In essays focused on showing goats at the county fair, planting native grasses in the front lawn, the political power of poetry, and getting wiped out in an election, Ferrence offers a counter-narrative to stereotypes of monolithic rural American voters and emphasizes the way stories told about rural America are a source for the bitter divide between Red America and Blue America.

 

Dylan’s pick: Loud: Accept Nothing Less Than the Life You Deserve by Drew Afualo, AUWA

Drew Afualo is best known as the internet’s “Crusader for Women” and is at the head of a new generation of entertainment’s rising stars. Loud is part manual, part manifesto, and part memoir. It makes it clear that behind her fearsome laugh is a mission and a life philosophy, a strategy for self-confidence from the inside out, and a pathway to once and for all remove men from the center of how women and femmes think about themselves.

Afualo has amassed more than nine million followers across her social platforms. When she first started creating content in 2020, she realized that men on Instagram, Twitter, TikTok, and other apps were creating sexist content aimed at disparaging women, and also containing rampant fatphobia, racism, and other forms of bigotry with very real-life consequences. It didn’t take long for her to step into the role of unofficial watchdog for misogyny, and her signature laugh is now recognized as a feminist call to arms, a summoning cry to rid the internet (and our hearts, minds, and lives) of “terrible men” and create a space to fight outdated patriarchal ideals.

 

Sally’s pick: The Movement: How Women's Liberation Transformed America 1963-1973 by Clara Bingham, Atria/One Signal Publishers

For lovers of both Barbie and Gloria Steinem, The Movement is the first oral history of the decade that built the modern feminist movement. Through the captivating individual voices of the people who lived it, The Movement tells the intimate inside story of what it felt like to be at the forefront of the modern feminist crusade, when women rejected thousands of years of custom and demanded the freedom to be who they wanted and needed to be.

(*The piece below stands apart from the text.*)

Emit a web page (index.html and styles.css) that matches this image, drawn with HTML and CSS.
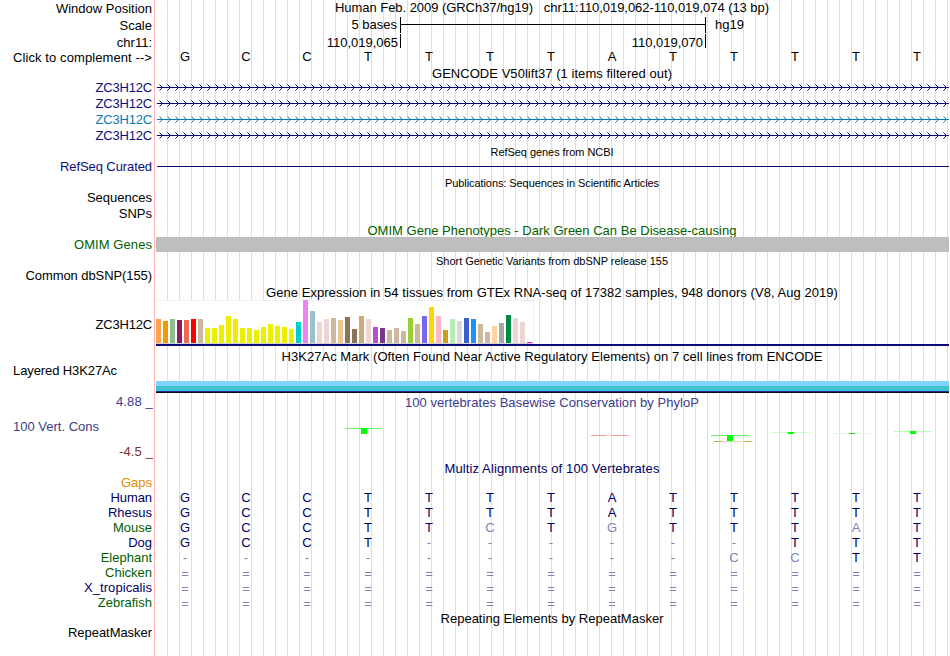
FILE: index.html
```
<!DOCTYPE html>
<html lang="en">

<head>
  <meta charset="UTF-8" />
  <meta name="viewport" content="width=device-width, initial-scale=1.0" />
  <title>Human chr11:110,019,062-110,019,074</title>
  <link rel="stylesheet" href="styles.css">
</head>

<body>
  <div class="browser">
    <!-- position and ruler -->
    <div class="row h17"><div class="label low">Window Position</div>
      <div class="title"><span data-w="434">Human Feb. 2009 (GRCh37/hg19) &nbsp; chr11:110,019,062-110,019,074 (13 bp)</span></div>
    </div>
    <div class="row h17"><div class="label low">Scale</div>
      <div class="ruler">
        <span class="before-tick scale-text">5 bases</span>
        <span class="scale-bar"></span>
        <span class="genome">hg19</span>
      </div>
    </div>
    <div class="row h15"><div class="label low">chr11:</div>
      <div class="ruler">
        <span class="before-tick pos">110,019,065</span>
        <span class="before-tick pos second">110,019,070</span>
      </div>
    </div>
    <div class="row h17"><div class="label low"><span data-w="139">Click to complement --&gt;</span></div><div class="bases" data-seq="GCCTTTTATTTTT"></div></div>

    <!-- GENCODE -->
    <div class="row h14"><div class="label"></div><div class="title"><span data-w="240">GENCODE V50lift37 (1 items filtered out)</span></div></div>
    <div class="row h16 navy"><div class="label"><span data-w="56.5">ZC3H12C</span></div><div class="gene"></div></div>
    <div class="row h16 navy"><div class="label"><span data-w="56.5">ZC3H12C</span></div><div class="gene"></div></div>
    <div class="row h16 blue"><div class="label"><span data-w="56.5">ZC3H12C</span></div><div class="gene"></div></div>
    <div class="row h16 navy"><div class="label"><span data-w="56.5">ZC3H12C</span></div><div class="gene"></div></div>

    <!-- RefSeq -->
    <div class="row h15"><div class="label"></div><div class="title small"><span data-w="123">RefSeq genes from NCBI</span></div></div>
    <div class="row h16 navy"><div class="label"><span data-w="92">RefSeq Curated</span></div><div class="refseq"></div></div>

    <!-- publications -->
    <div class="row h15"><div class="label"></div><div class="title small"><span data-w="214">Publications: Sequences in Scientific Articles</span></div></div>
    <div class="row h16"><div class="label">Sequences</div></div>
    <div class="row h16"><div class="label">SNPs</div></div>

    <!-- OMIM -->
    <div class="row h15 clip green"><div class="label"></div><div class="title low"><span data-w="369">OMIM Gene Phenotypes - Dark Green Can Be Disease-causing</span></div></div>
    <div class="row h15 green"><div class="label"><span data-w="78">OMIM Genes</span></div><div class="omim-band"></div></div>

    <!-- dbSNP -->
    <div class="row h16"><div class="label"></div><div class="title small lower"><span data-w="232">Short Genetic Variants from dbSNP release 155</span></div></div>
    <div class="row h17"><div class="label"><span data-w="126.5">Common dbSNP(155)</span></div></div>

    <!-- GTEx -->
    <div class="row h15"><div class="label"></div><div class="title"><span data-w="572">Gene Expression in 54 tissues from GTEx RNA-seq of 17382 samples, 948 donors (V8, Aug 2019)</span></div></div>
    <div class="row h46"><div class="label gtex-label"><span data-w="56.5">ZC3H12C</span></div>
      <div class="gtex"><div class="gtex-bars" id="gtex"></div></div>
    </div>

    <!-- H3K27Ac -->
    <div class="row h17"><div class="label"></div><div class="title h3k-title"><span data-w="541">H3K27Ac Mark (Often Found Near Active Regulatory Elements) on 7 cell lines from ENCODE</span></div></div>
    <div class="row h18"><div class="label left"><span data-w="104">Layered H3K27Ac</span></div></div>
    <div class="row h12"><div class="label"></div><div class="h3k-band"></div></div>

    <!-- conservation -->
    <div class="row h68 violet">
      <div class="label cons-label">
        <div><span data-w="37">4.88 _</span></div>
        <div class="left">100 Vert. Cons</div>
        <div class="maroon"><span data-w="34">-4.5 _</span></div>
      </div>
      <div class="cons">
        <div class="title"><span data-w="294">100 vertebrates Basewise Conservation by PhyloP</span></div>
        <svg class="wiggle" width="794" height="20" viewBox="155 425 794 20" shape-rendering="crispEdges">
          <path fill="#66ff66" d="M345 428h37v1h-37z" />
          <path fill="#ee9999" d="M592 435h14v1h-14zM612 435h15v1h-15z" />
          <path fill="#f6cccc" d="M590 435h2v1h-2zM606 435h6v1h-6zM627 435h2v1h-2z" />
          <path fill="#66f066" d="M711 435h38v1h-38z" />
          <path fill="#e2dca0" d="M713 441h40v1h-40z" />
          <path fill="#bfb045" d="M714 441h8v1h-8zM745 441h6v1h-6z" />
          <path fill="#c8ffc8" d="M772 432h38v1h-38z" />
          <path fill="#dff8df" d="M833 433h38v1h-38z" />
          <path fill="#b8ffb8" d="M894 431h38v1h-38z" />
          <path fill="#00ff00" d="M361 428h6v6h-6zM727 435h6v6h-6zM788 432h6v2h-6zM910 431h6v3h-6z" />
          <path fill="#10e010" d="M849 433h6v1h-6z" />
        </svg>
      </div>
    </div>

    <!-- multiz alignment -->
    <div class="row h14 multiz"><div class="label"></div><div class="title"><span data-w="215">Multiz Alignments of 100 Vertebrates</span></div></div>
    <div class="row h15"><div class="label orange">Gaps</div></div>
    <div class="row h15 multiz"><div class="label"><span data-w="41.5">Human</span></div><div class="bases" data-seq="GCCTTTTATTTTT"></div></div>
    <div class="row h15 multiz"><div class="label">Rhesus</div><div class="bases" data-seq="GCCTTTTATTTTT"></div></div>
    <div class="row h15 multiz"><div class="label green">Mouse</div><div class="bases" data-seq="GCCTTcTgTTTaT"></div></div>
    <div class="row h15 multiz"><div class="label">Dog</div><div class="bases" data-seq="GCCT------TTT"></div></div>
    <div class="row h15 multiz"><div class="label green">Elephant</div><div class="bases" data-seq="---------ccTT"></div></div>
    <div class="row h15 multiz"><div class="label green">Chicken</div><div class="bases" data-seq="============="></div></div>
    <div class="row h15 multiz"><div class="label"><span data-w="68">X_tropicalis</span></div><div class="bases" data-seq="============="></div></div>
    <div class="row h15 multiz"><div class="label green">Zebrafish</div><div class="bases" data-seq="============="></div></div>

    <!-- RepeatMasker -->
    <div class="row h15"><div class="label"></div><div class="title low"><span data-w="223">Repeating Elements by RepeatMasker</span></div></div>
    <div class="row h16"><div class="label"><span data-w="84">RepeatMasker</span></div></div>
  </div>

  <script src="script.js"></script>
</body>

</html>
```
FILE: styles.css
```
* {
  margin: 0;
  padding: 0;
  box-sizing: border-box;
}

body {
  background: #fff;
  overflow: hidden;
}

.browser {
  width: 949px;
  height: 656px;
  font: 13px/15px "Liberation Sans", Arial, Helvetica, sans-serif;
  color: #000;
  /* pink divider, then a blue guide line every 12px */
  background:
    linear-gradient(#ffb4b4, #ffb4b4) 154px 0 / 1px 100% no-repeat,
    linear-gradient(#fff, #fff) 0 0 / 160px 100% no-repeat,
    repeating-linear-gradient(90deg, transparent 0 11px, #dcdcfa 11px 12px);
}

.row {
  display: grid;
  grid-template-columns: 155px 794px;
}

.h12 { height: 12px; }
.h14 { height: 14px; }
.h15 { height: 15px; }
.h16 { height: 16px; }
.h17 { height: 17px; }
.h18 { height: 18px; }
.h46 { height: 46px; }
.h68 { height: 68px; }

.clip {
  overflow: hidden;
}

.label {
  padding-right: 3px;
  text-align: right;
  white-space: nowrap;
}

.low {
  padding-top: 1px;
}

.left {
  text-align: left;
  padding-left: 13px;
}

.title {
  text-align: center;
  white-space: nowrap;
}

.small {
  padding-top: 1px;
  font-size: 11px;
}

.lower {
  padding-top: 2px;
}

.navy { color: #0c0c78; }
.blue { color: #0c78b4; }
.green,
.multiz .green { color: #006000; }
.violet { color: #3c3c8c; }
.maroon { color: #783232; }
.orange { color: #e68a00; }
.multiz { color: #000064; }

/* ruler */
.ruler {
  display: flex;
}

.before-tick {
  width: 246px;
  border-right: 1px solid #000;
  text-align: right;
}

.scale-text {
  padding-right: 3px;
  height: 16px;
}

.scale-bar {
  width: 305px;
  height: 16px;
  border-right: 1px solid #000;
  background: linear-gradient(#000, #000) 0 7px / 100% 1px no-repeat;
}

.genome {
  padding-left: 9px;
}

.pos {
  height: 14px;
  padding: 1px 2px 0 0;
}

.second {
  width: 305px;
}

/* one cell for each base */
.bases {
  display: grid;
  grid-template-columns: repeat(13, 61px);
  margin-left: -0.5px;
  text-align: center;
}

.faded {
  color: #8282b4;
}

.unaligned {
  padding-top: 1px;
}

.gene svg {
  display: block;
}

.refseq {
  height: 1px;
  margin: 7px 0 0 2px;
  background: #0c0c78;
}

.omim-band {
  margin-left: 1px;
  background: #bebebe;
}

/* expression bars */
.gtex {
  margin-left: 1px;
  border-bottom: 2px solid #0c0c78;
}

.gtex-label {
  padding-top: 17px;
}

.gtex-bars {
  display: flex;
  align-items: flex-end;
  gap: 2px;
  width: 378px;
  height: 44px;
  background: linear-gradient(#f0f0f0, #f0f0f0) 0 0 / 100% 1px no-repeat, #fff;
  border-right: 1px solid #f0f0f0;
  border-bottom: 1px solid #d2d2d2;
}

.gtex-bars div {
  width: 5px;
}

.h3k-title {
  padding-top: 3px;
}

.h3k-band {
  margin-left: 1px;
  background: linear-gradient(#80d2ff 0 5px, #3cc3cd 5px 10px, #28288c 10px 11px, #140020 11px 12px);
}

/* conservation */
.cons-label {
  display: flex;
  flex-direction: column;
  gap: 10px;
  padding: 1px 2px 0 0;
}

.cons {
  padding-top: 2px;
}

.wiggle {
  display: block;
  margin-top: 15px;
}
```
FILE: script.js
```
// bases: lower case means a mismatch, shown faded
document.querySelectorAll('.bases').forEach(function (el) {
  for (let c of el.dataset.seq) {
    let span = document.createElement('span')
    span.textContent = c.toUpperCase()
    if (!/[A-Z]/.test(c)) span.className = 'faded'
    if (c === '=') span.classList.add('unaligned')
    el.appendChild(span)
  }
})

// gene lines with strand arrows every 8px
let arrows = ''
for (let x = 4; x < 794; x += 8) {
  arrows += `M${x + 0.5} 4.5l3 3l-3 3`
}
document.querySelectorAll('.gene').forEach(function (el) {
  el.innerHTML = `<svg width="794" height="16" fill="none" stroke="currentColor"><path d="M2 7.5H794" /><path d="${arrows}" /></svg>`
})

// [height, color] for the 54 tissues
let tissues = [
  [24, '#ffa54f'], [22, '#ee9a00'], [24, '#8fbc8f'], [23, '#8b1c62'], [23, '#ee6a50'], [24, '#ff0000'], [24, '#cdb79e'],
  [15, '#eeee00'], [15, '#eeee00'], [18, '#eeee00'], [27, '#eeee00'], [24, '#eeee00'], [15, '#eeee00'], [15, '#eeee00'],
  [13, '#eeee00'], [16, '#eeee00'], [19, '#eeee00'], [17, '#eeee00'], [16, '#eeee00'], [14, '#eeee00'], [21, '#00cdcd'],
  [43, '#ee82ee'], [32, '#9ac0cd'], [21, '#eed5d2'], [24, '#eed5d2'], [25, '#cdb79e'], [23, '#eec591'], [26, '#8b7355'],
  [14, '#8b7355'], [27, '#cdaa7d'], [24, '#eed5d2'], [16, '#b452cd'], [15, '#7a378b'], [13, '#cdb79e'], [15, '#cdb79e'],
  [12, '#cdb79e'], [25, '#9acd32'], [19, '#cdb79e'], [27, '#7a67ee'], [36, '#ffd700'], [27, '#ffb6c1'], [13, '#cd9b1d'],
  [24, '#b4eeb4'], [22, '#d9d9d9'], [25, '#3a5fcd'], [24, '#1e90ff'], [19, '#cdb79e'], [11, '#cdb79e'], [17, '#ffd39b'],
  [20, '#a6a6a6'], [28, '#008b45'], [25, '#eed5d2'], [21, '#eed5d2'], [1, '#ff00ff']
]
let gtex = document.querySelector('#gtex')
tissues.forEach(function (t) {
  let bar = document.createElement('div')
  bar.style.height = t[0] + 'px'
  bar.style.background = t[1]
  gtex.appendChild(bar)
})

// spread each text to its drawn width
document.querySelectorAll('[data-w]').forEach(function (el) {
  let extra = el.dataset.w - el.getBoundingClientRect().width
  el.style.letterSpacing = extra / el.textContent.length + 'px'
})
```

This engaging history traces women’s awakening, organizing, and agitating between the years of 1963 and 1973, when a decentralized collection of people and events coalesced to create a spontaneous combustion. From Betty Friedan’s The Feminine Mystique, to the underground abortion network the Janes, to Shirley Chisholm’s presidential campaign and Billie Jean King’s 1973 battle of the sexes, Bingham artfully weaves together the fragments of that explosion person by person, bringing to life the emotions of this personal, cultural, and political revolution. Artists and politicians, athletes and lawyers, Black and white, The Movement brings readers into the rooms where these women insisted on being treated as first class citizens, and in the process, changed the fabric of American life.

 

Gabbi’s pick: The Power of Hormones: The New Science of How Hormones Impact Every Aspect of Our Health by Max Nieuwdorp, Simon Element

Hormones rule our lives. From conception, to birth, to our last breath, hormones control the delicate processes that keep our bodies in balance. However, when this careful stasis is disturbed, our hormones can wreak havoc on our health.

Max Nieuwdorp, MD, PhD, knows exactly what signals your hormones are sending you and how they impact how you look, feel, and behave. In this foundational guide to hormonal health, he breaks down how hormones impact every system in the body, empowering you with the knowledge you need to get to the root of chronic health problems and set yourself up long lasting, sustainable wellness.

Inspired by Dr. Nieuwdorp’s day-to-day interaction with his patients, The Power of Hormones describes hormonal health in a detailed and accessible style, helping you clue in to symptoms of hormonal imbalance such as persistent fatigue and weight gain. His unique approach advocates for considering the far-reaching roles played by hormones throughout the body and is a go-to guide for understanding how they influence our health, our lives, and who we are.